Reply 7 - Posted by:
franq 2/9/2020 5:49:44 PM (No. 313285)
I think it was Mark Twain who said "What troubles me in the Bible are not the parts I don't understand, but it is the parts that I DO understand. "
2 people like this.
Reply 8 - Posted by:
Ken M. 2/9/2020 7:52:45 PM (No. 313362)
Ah, the Scientific Method. You start with a conclusion. You then select data to support your conclusion, rejecting any conflicting data, and then publish your new revelation or "scientific law", etc.
2 people like this.
Reply 9 - Posted by:
Ken M. 2/9/2020 7:55:34 PM (No. 313365)
Oops - forgot to add the /sarc off/ to the previous reply.
1 person likes this.
Reply 10 - Posted by:
Rumblehog 2/9/2020 8:14:12 PM (No. 313380)
Fools. They pretend to be holy searching for hidden meanings while purposely ignoring the truth of the Word of God. Can't see the forest for the twigs is somewhat applicable here. I understand the Hasidic Jews are also highly superstitious about such things.
1 person likes this.
Reply 11 - Posted by:
kono 2/9/2020 9:20:24 PM (No. 313410)
That was certainly the case when I took courses on probability and on complex algorithms for my software engineering degree. The best a computer can do was called "pseudo random".
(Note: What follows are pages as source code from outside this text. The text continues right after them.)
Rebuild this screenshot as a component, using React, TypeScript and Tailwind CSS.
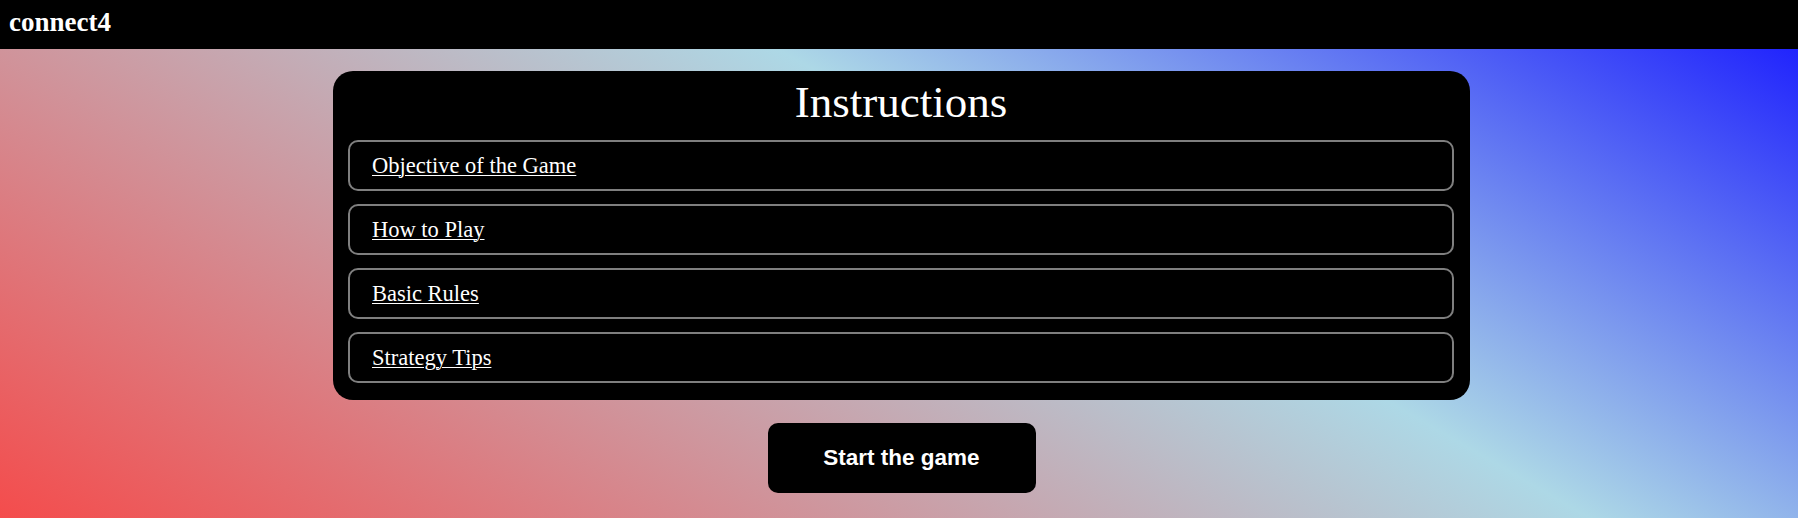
const sections = [
  "Objective of the Game",
  "How to Play",
  "Basic Rules",
  "Strategy Tips",
];

function Header() {
  return (
    <header className="h-[49px] bg-black px-[9px] pt-[9px]">
      <span className="text-[27px] leading-[26px] font-bold text-white">connect4</span>
    </header>
  );
}

function SectionRow({ title }: { title: string }) {
  return (
    <div className="h-[51px] flex items-center pl-[22px] border-2 border-[#7f7f7f] rounded-[10px]">
      <a href="#" className="text-[22.5px] text-white underline underline-offset-[2px] decoration-1">
        {title}
      </a>
    </div>
  );
}

export default function App() {
  return (
    <div
      className="min-h-[518px] bg-[linear-gradient(30deg,#f44c4c_0%,#add8e6_59%,#1515ff_100%)]"
      style={{ fontFamily: '"Liberation Serif", "Times New Roman", serif' }}
    >
      <Header />
      <main className="flex flex-col items-center pl-[5px] pt-[22px] pb-[24px]">
        <div className="w-[1137px] bg-black rounded-[20px] pt-[6px] pl-[15px] pr-[16px] pb-[17px] flex flex-col gap-[13px]">
          <h1 className="text-center text-[45px] leading-[50px] text-white">Instructions</h1>
          {sections.map((s) => (
            <SectionRow key={s} title={s} />
          ))}
        </div>
        <button
          className="mt-[23px] w-[268px] h-[70px] bg-black rounded-[10px] text-white font-bold text-[22.5px]"
          style={{ fontFamily: '"Liberation Sans", Arial, sans-serif' }}
        >
          Start the game
        </button>
      </main>
    </div>
  );
}
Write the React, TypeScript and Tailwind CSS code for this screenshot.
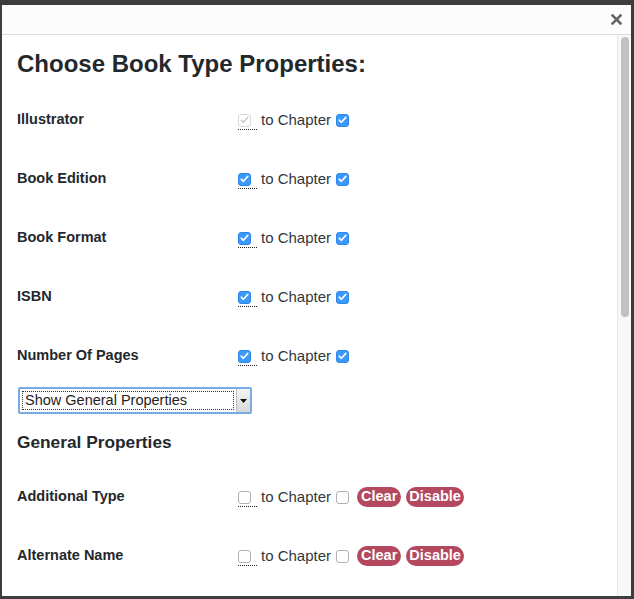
import React from "react";

const font = { fontFamily: '"Liberation Sans", Arial, Helvetica, sans-serif' };

function Box({ checked, disabled }: { checked?: boolean; disabled?: boolean }) {
  if (checked && !disabled) {
    return (
      <span className="inline-flex h-[13px] w-[13px] items-center justify-center rounded-[3px] bg-[#3b99fc] border border-[#2f86e8]">
        <svg width="9" height="8" viewBox="0 0 9 8">
          <path d="M1.2 4.2 L3.4 6.3 L7.8 1.4" stroke="white" strokeWidth="1.6" fill="none" strokeLinecap="round" strokeLinejoin="round" />
        </svg>
      </span>
    );
  }
  if (checked && disabled) {
    return (
      <span className="inline-flex h-[13px] w-[13px] items-center justify-center rounded-[3px] bg-white border border-[#d8d8d8]">
        <svg width="9" height="8" viewBox="0 0 9 8">
          <path d="M1.2 4.2 L3.4 6.3 L7.8 1.4" stroke="#c4c4c4" strokeWidth="1.4" fill="none" strokeLinecap="round" strokeLinejoin="round" />
        </svg>
      </span>
    );
  }
  return <span className="inline-block h-[13px] w-[13px] rounded-[3px] bg-white border border-[#b2b2b2]" />;
}

function Row({ label, first, second, firstDisabled, buttons, mb }: { label: string; first?: boolean; second?: boolean; firstDisabled?: boolean; buttons?: boolean; mb: string }) {
  return (
    <div className={`flex h-[20px] items-center ${mb}`}>
      <div className="w-[221px] text-[14.5px] font-bold text-[#23282d]">{label}</div>
      <span className="flex w-[19px] h-[20px] items-center border-b border-dotted border-[#222] pt-[1px]">
        <Box checked={first} disabled={firstDisabled} />
      </span>
      <span className="ml-[4px] text-[15px] text-[#32373c]">to Chapter</span>
      <span className="ml-[5px] flex items-center">
        <Box checked={second} />
      </span>
      {buttons && (
        <div className="ml-[8px] flex items-center gap-[5px]">
          <span className="rounded-full bg-[#b4485f] px-[4px] h-[20px] flex items-center text-[14.5px] font-bold text-white">Clear</span>
          <span className="rounded-full bg-[#b4485f] px-[3px] h-[20px] flex items-center text-[14.5px] font-bold text-white">Disable</span>
        </div>
      )}
    </div>
  );
}

export default function App() {
  return (
    <div className="h-[599px] w-[634px] overflow-hidden bg-[#3d3d3d] pt-[5px] pl-[2px] pr-[3px]" style={font}>
      <div className="flex h-[591px] flex-col bg-white">
        <div className="flex h-[30px] shrink-0 items-center justify-end border-b border-[#dddddd] bg-[#fcfcfc] pr-[9px]">
          <svg width="11" height="11" viewBox="0 0 11 11">
            <path d="M1.5 1.5 L9.5 9.5 M9.5 1.5 L1.5 9.5" stroke="#666" strokeWidth="2.6" strokeLinecap="square" />
          </svg>
        </div>
        <div className="flex min-h-0 flex-1">
          <div className="flex-1 overflow-hidden pl-[15px] pt-[14px]">
            <h1 className="h-[30px] leading-[30px] text-[24px] font-bold text-[#23282d]">Choose Book Type Properties:</h1>
            <div className="mt-[31px]">
              <Row label="Illustrator" first firstDisabled second mb="mb-[39px]" />
              <Row label="Book Edition" first second mb="mb-[39px]" />
              <Row label="Book Format" first second mb="mb-[39px]" />
              <Row label="ISBN" first second mb="mb-[39px]" />
              <Row label="Number Of Pages" first second mb="mb-[21px]" />
            </div>
            <div className="ml-[1px] flex h-[27px] w-[234px] items-stretch border-2 border-[#79abe4] bg-white rounded-[2px]">
              <div className="m-[2px] flex flex-1 items-center border border-dotted border-[#333] pl-[2px] text-[14.5px] text-[#222]">
                Show General Properties
              </div>
              <div className="flex w-[14px] items-center justify-center border-l border-[#bdbdbd] bg-gradient-to-b from-[#f4f4f4] to-[#d8d8d8]">
                <svg width="7" height="4" viewBox="0 0 7 4"><path d="M0 0 L7 0 L3.5 4 Z" fill="#111" /></svg>
              </div>
            </div>
            <h2 className="mt-[17px] h-[22px] leading-[22px] text-[17.3px] font-bold text-[#23282d]">General Properties</h2>
            <div className="mt-[34px]">
              <Row label="Additional Type" buttons mb="mb-[39px]" />
              <Row label="Alternate Name" buttons mb="mb-[39px]" />
            </div>
          </div>
          <div className="w-[14px] shrink-0 border-l border-[#e6e6e6] bg-[#f8f8f8] pt-[2px] pl-[3px]">
            <div className="h-[280px] w-[8px] rounded-full bg-[#c1c1c1]" />
          </div>
        </div>
      </div>
    </div>
  );
}
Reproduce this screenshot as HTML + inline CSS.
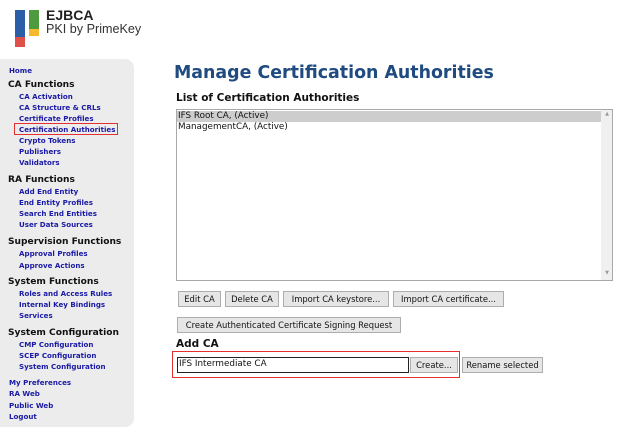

In fairness, though, a good pseudo-random number generator can come rather close to being statistically random. The 'gotcha' there is that programmers with the algorithm chops to make a good one don't come cheap. And most consumer software projects view that degree of sophistication to be an extravagance.
2 people like this.
Reply 12 - Posted by:
toddh 2/10/2020 9:52:19 AM (No. 313806)
Well, Mersenne Twister and friends are PRNGs, but computers *can* harvest entropy from more random sources, such as thermal noise and even radioactivity. Intel and AMD have hardware RNG with RDRAND, ARM has it in TrustZone, etc. A problem with hardware RNGs is they are slow compared to PRNGs. Quality takes time.
Also, in a quantum computer, a qubit that is in a 50/50 superposition will produce results more random than a coin toss.